Of all the lines in the material, how many contain the word "styles"? State the number alone.
● ● ● ● ● ● ●
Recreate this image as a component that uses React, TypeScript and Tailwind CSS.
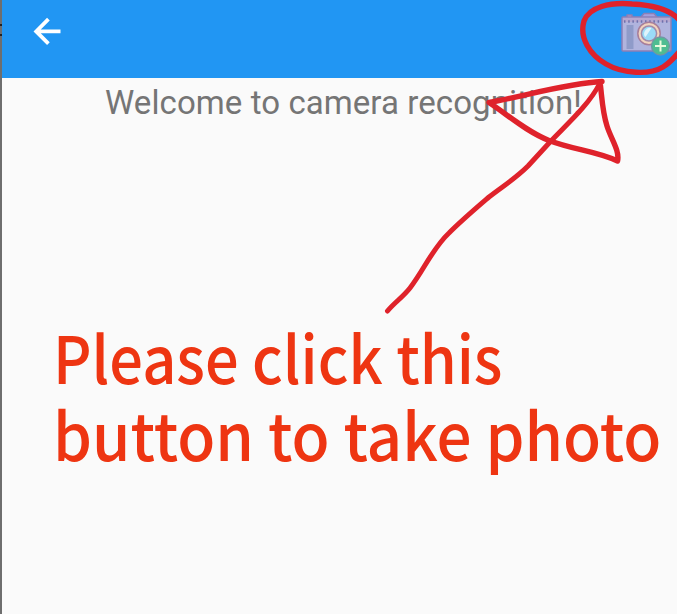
function BackArrow() {
  return (
    <svg width="30" height="28" viewBox="0 0 30 28" fill="none" stroke="#fff" strokeWidth="3.8" aria-hidden="true">
      <path d="M29.5 14.4H5M17.4 2.2 5.2 14.4 17.4 26.6" />
    </svg>
  );
}

function CameraAdd() {
  return (
    <svg width="52" height="44" viewBox="0 0 52 44" fill="none" stroke="#8d7fb5" strokeWidth="1.5" strokeLinejoin="round" aria-hidden="true">
      <path d="M6 5V3h5v2" fill="#c9a9bd" />
      <path d="M20 5l3-3.5h10l3 3.5" fill="#a5a0dc" />
      <rect x="1" y="5" width="49" height="34" rx="1" fill="#b0b4de" />
      <path d="M2 6h47v4H2z" fill="#b6a8d0" stroke="none" />
      <path d="M3 9.5h45" stroke="#6f72ad" strokeWidth="2.4" strokeDasharray="1.5 2.7" />
      <rect x="5.5" y="13" width="7" height="24" fill="#8f9bc9" stroke="none" />
      <circle cx="28" cy="21.5" r="11.2" fill="#f2d3bd" stroke="#a77e9a" />
      <circle cx="28" cy="21.5" r="7.6" fill="#9bdcf8" stroke="#a28ba9" />
      <path d="M23.5 24a6 6 0 0 1 7-8l-6 9z" fill="#dff4fc" stroke="none" />
      <circle cx="39.5" cy="34" r="9" fill="#4fbd91" stroke="#7196a4" strokeWidth="1.3" />
      <path d="M39.5 28.5v11M34 34h11" stroke="#e9fbdc" strokeWidth="2" />
    </svg>
  );
}

function Annotation() {
  return (
    <svg className="pointer-events-none absolute inset-0" width="677" height="614" viewBox="0 0 677 614" fill="none" stroke="#df222b" strokeWidth="5.4" strokeLinecap="round" strokeLinejoin="round" aria-hidden="true">
      <path d="M680 21C671 9 652 5 632 4C610 2 589 7 584 21C579 38 590 55 606 64C623 74 650 75 663 67C670 63 675 57 680 51" />
      <path d="M387.5 311C394 303 403 297 410 288C424 270 432 249 449 233C462 220 475 209 489 197C503 186 515 179 528 166L550 142C566 125 589 105 600 83" strokeWidth="5" />
      <path d="M602 81.5C568 83 525 96 489 102.5C508 115 527 132 549 140.5C574 150 596 151 617.5 161C620 151 611 139 607 126C602 110 602 96 600 82" />
    </svg>
  );
}

export default function App() {
  return (
    <div className="relative flex h-[614px] w-[677px] overflow-hidden bg-[#fafafa]">
      <div className="flex w-[2px] shrink-0 flex-col bg-[#6e6e6e]">
        <div className="mt-6 h-[2px] bg-[#222]" />
        <div className="mt-2 h-[2px] bg-[#222]" />
      </div>
      <div className="flex min-w-0 flex-1 flex-col">
        <header className="flex h-[78px] shrink-0 items-start justify-between bg-[#2196f3] pr-1 pl-[29px]">
          <button aria-label="Back" className="mt-[17px]"><BackArrow /></button>
          <button aria-label="Take photo" className="mt-3"><CameraAdd /></button>
        </header>
        <main className="flex flex-col items-start">
          <p className="mt-[5px] ml-[103px] whitespace-nowrap font-['Roboto',sans-serif] text-[33px] leading-[40px] tracking-[0.08px] text-[#757575]">
            Welcome to camera recognition!
          </p>
          <h1 className="mt-[195px] ml-[51px] flex w-[610px] flex-col whitespace-nowrap font-['Noto_Sans_CJK_SC',sans-serif] text-[65px] leading-[77px] font-medium text-[#ee3512]">
            <span className="origin-left scale-x-[0.916]">Please click this</span>
            <span className="origin-left scale-x-[0.954]">button to take photo</span>
          </h1>
        </main>
      </div>
      <Annotation />
    </div>
  );
}
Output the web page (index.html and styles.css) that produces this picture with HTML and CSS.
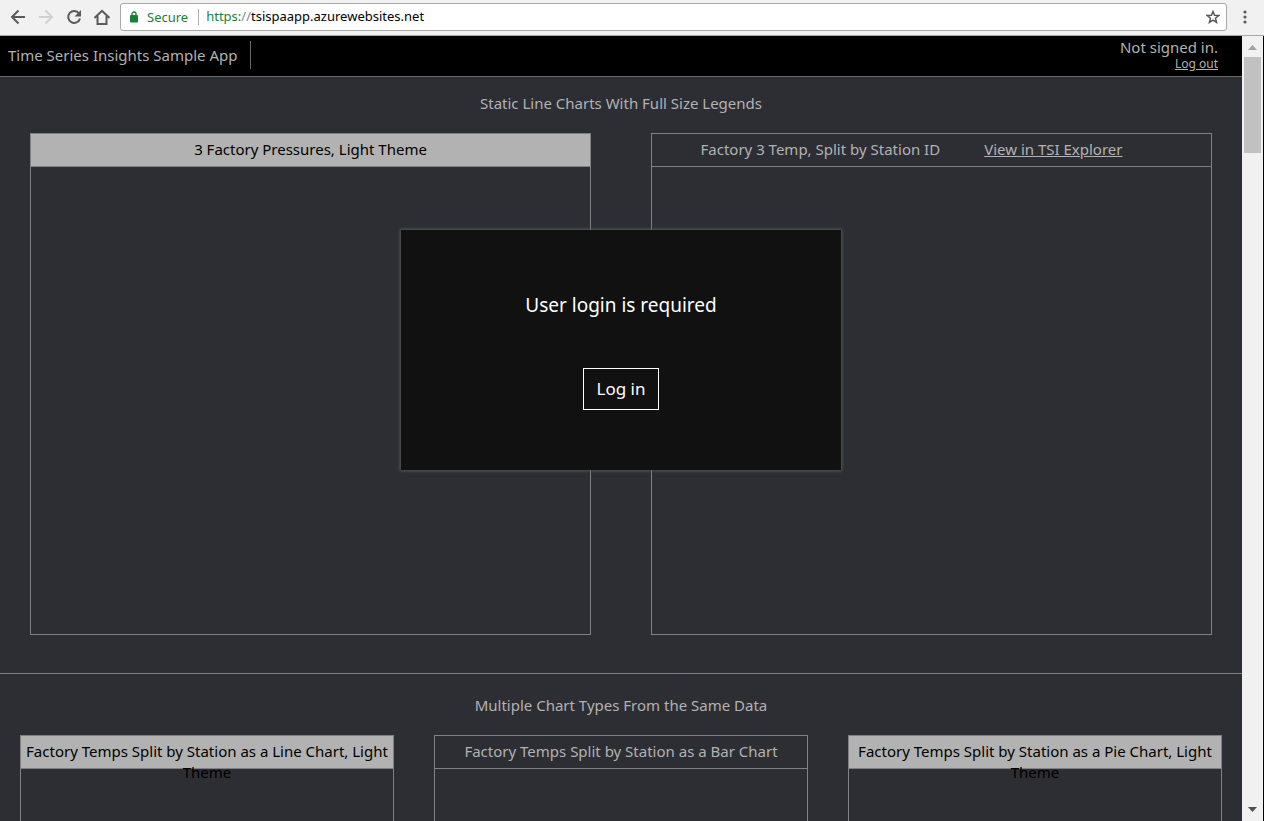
FILE: index.html
```html
<!DOCTYPE html>
<html lang="en">
<head>
<meta charset="utf-8">
<title>Time Series Insights Sample App</title>
<link rel="stylesheet" href="styles.css">
</head>
<body>
<div class="window">
  <div class="toolbar">
    <nav class="nav">
      <button class="icon-btn" aria-label="Back"><svg width="16" height="16" viewBox="0 0 16 16" fill="none" stroke="#5a5a5a" stroke-width="2"><path d="M15 8H2.5M8.5 1.5L2 8l6.500 6.500"/></svg></button>
      <button class="icon-btn" aria-label="Forward" disabled><svg width="16" height="16" viewBox="0 0 16 16" fill="none" stroke="#d0d0d0" stroke-width="2"><path d="M1 8h12.500M7.500 1.500L14 8l-6.500 6.500"/></svg></button>
      <button class="icon-btn" aria-label="Reload"><svg width="16" height="16" viewBox="0 0 16 16"><path d="M13.200 4.600A6 6 0 1 0 14 9.500" fill="none" stroke="#5a5a5a" stroke-width="2"/><path d="M15 1v6.500H8.500z" fill="#5a5a5a"/></svg></button>
      <button class="icon-btn" aria-label="Home"><svg width="16" height="16" viewBox="0 0 16 16" fill="none" stroke="#5a5a5a" stroke-width="2"><path d="M.5 9L8 1.800 15.500 9M3.500 7v8h9V7"/></svg></button>
    </nav>
    <div class="address">
      <svg class="lock" width="8" height="12" viewBox="0 0 8 12"><path d="M2 5V3a2 2 0 0 1 4 0v2" fill="none" stroke="#188038" stroke-width="1.300"/><rect y="4" width="8" height="7.500" rx="1" fill="#188038"/></svg>
      <span class="secure">Secure</span>
      <span class="url"><span class="scheme">https:</span><span class="slashes">//</span>tsispaapp.azurewebsites.net</span>
      <button class="icon-btn star" aria-label="Bookmark"><svg width="14" height="14" viewBox="0 0 14 14" fill="none" stroke="#555" stroke-width="1.400"><path d="M7 1.500l1.500 3.800 4.300.2-3.300 2.700 1.100 4.200L7 10.100l-3.600 2.300 1.100-4.200L1.200 5.500l4.300-.2z"/></svg></button>
    </div>
    <button class="icon-btn more" aria-label="Menu"><svg width="4" height="14" viewBox="0 0 4 14" fill="#5a5a5a"><circle cx="2" cy="2" r="1.600"/><circle cx="2" cy="7" r="1.600"/><circle cx="2" cy="12" r="1.600"/></svg></button>
  </div>
  <div class="view">
    <main class="page">
      <header class="app-header">
        <h1 class="app-name">Time Series Insights Sample App</h1>
        <div class="account">
          <span class="status">Not signed in.</span>
          <a class="logout" href="#">Log out</a>
        </div>
      </header>
      <section class="row row-two">
        <h2 class="row-title">Static Line Charts With Full Size Legends</h2>
        <div class="charts">
          <article class="chart"><h3 class="chart-title light">3 Factory Pressures, Light Theme</h3></article>
          <article class="chart"><h3 class="chart-title with-link"><span>Factory 3 Temp, Split by Station ID</span><a href="#">View in TSI Explorer</a></h3></article>
        </div>
      </section>
      <section class="row row-three">
        <h2 class="row-title">Multiple Chart Types From the Same Data</h2>
        <div class="charts">
          <article class="chart"><h3 class="chart-title light">Factory Temps Split by Station as a Line Chart, Light Theme</h3></article>
          <article class="chart"><h3 class="chart-title">Factory Temps Split by Station as a Bar Chart</h3></article>
          <article class="chart"><h3 class="chart-title light">Factory Temps Split by Station as a Pie Chart, Light Theme</h3></article>
        </div>
      </section>
      <div class="login" role="dialog" aria-labelledby="login-text">
        <p class="login-text" id="login-text">User login is required</p>
        <button class="login-btn">Log in</button>
      </div>
    </main>
    <div class="scrollbar">
      <svg width="9" height="5" viewBox="0 0 9 5"><path d="M0 5l4.500-5L9 5z" fill="#a3a3a3"/></svg>
      <div class="thumb"></div>
      <svg class="down" width="9" height="5" viewBox="0 0 9 5"><path d="M0 0l4.500 5L9 0z" fill="#505050"/></svg>
    </div>
  </div>
</div>
</body>
</html>
```
FILE: styles.css
```css
* { box-sizing: border-box; }
body {
  margin: 0;
  font-family: "Noto Sans", "Open Sans", sans-serif;
  font-size: 15px;
  line-height: 21px;
  color: #b2b2b2;
}
h1, h2, h3, p { margin: 0; font-size: inherit; font-weight: 400; }
a { color: inherit; }
.window { height: 100vh; display: flex; flex-direction: column; overflow: hidden; }

.toolbar {
  flex: none;
  height: 36px;
  display: flex;
  align-items: center;
  padding: 0 17px 2px 10px;
  background: #f1f1f1;
  border-bottom: 1px solid #a9a9a9;
}
.nav { display: flex; gap: 12px; margin-right: 10px; }
.icon-btn { display: flex; padding: 0; border: 0; background: none; }
.address {
  flex: 1;
  height: 28px;
  display: flex;
  align-items: center;
  padding: 0 6px 0 9px;
  background: #fff;
  border: 1px solid #a9a9a9;
  border-radius: 3px;
  font-size: 13px;
}
.secure {
  margin-left: 9px;
  padding-right: 10px;
  line-height: 16px;
  color: #188038;
  border-right: 1px solid #b0b0b0;
}
.url { margin-left: 7px; color: #000; }
.scheme { color: #188038; }
.slashes { color: #888; }
.star { margin-left: auto; }
.more { margin-left: 16px; }

.view { flex: 1; min-height: 0; display: flex; border-right: 1px solid #000; }
.page { position: relative; flex: 1; overflow: hidden; background: #2d2e33; }
.app-header {
  height: 41px;
  display: flex;
  align-items: center;
  justify-content: space-between;
  padding: 0 24px 2px 8px;
  background: #000;
  border-bottom: 1px solid #6a6a6a;
}
.app-name { padding-right: 13px; line-height: 28px; border-right: 1px solid #6a6a6a; }
.account { display: flex; flex-direction: column; align-items: flex-end; }
.status { line-height: 18px; }
.logout { font-size: 12px; line-height: 16px; }

.row { border-bottom: 1px solid #818183; text-align: center; }
.row-title { padding: 16px 0 19px; }
.row-two { padding-bottom: 38px; }
.row-three { padding-top: 5px; }
.charts { display: grid; }
.row-two .charts { grid-template-columns: 1fr 1fr; gap: 60px; padding: 0 30px; }
.row-three .charts { grid-template-columns: 1fr 1fr 1fr; gap: 40px; padding: 0 20px; }
.chart { height: 502px; border: 1px solid #818183; }
.chart-title { height: 33px; padding: 5px 4px 0; border-bottom: 1px solid #818183; }
.light { background: #b2b2b2; color: #000; }
.with-link { display: flex; justify-content: center; gap: 44px; padding-right: 44px; }

.login {
  position: absolute;
  top: 194px;
  left: 50%;
  width: 440px;
  height: 240px;
  transform: translateX(-50%);
  display: flex;
  flex-direction: column;
  align-items: center;
  padding-top: 62px;
  background: #111;
  box-shadow: 0 0 3px 1px #5a5a5a;
  color: #fff;
}
.login-text { font-size: 19px; line-height: 26px; }
.login-btn {
  margin-top: 50px;
  padding: 0 13px;
  border: 1px solid #fff;
  background: none;
  color: #fff;
  font: 17px/40px "Noto Sans", "Open Sans", sans-serif;
}

.scrollbar {
  width: 21px;
  display: flex;
  flex-direction: column;
  align-items: center;
  padding: 9px 0 9px;
  background: #f1f1f1;
}
.thumb { width: 17px; height: 96px; margin-top: 7px; background: #c1c1c1; }
.down { margin-top: auto; }
```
● ● ● ● ● ● ●
### The completed task
3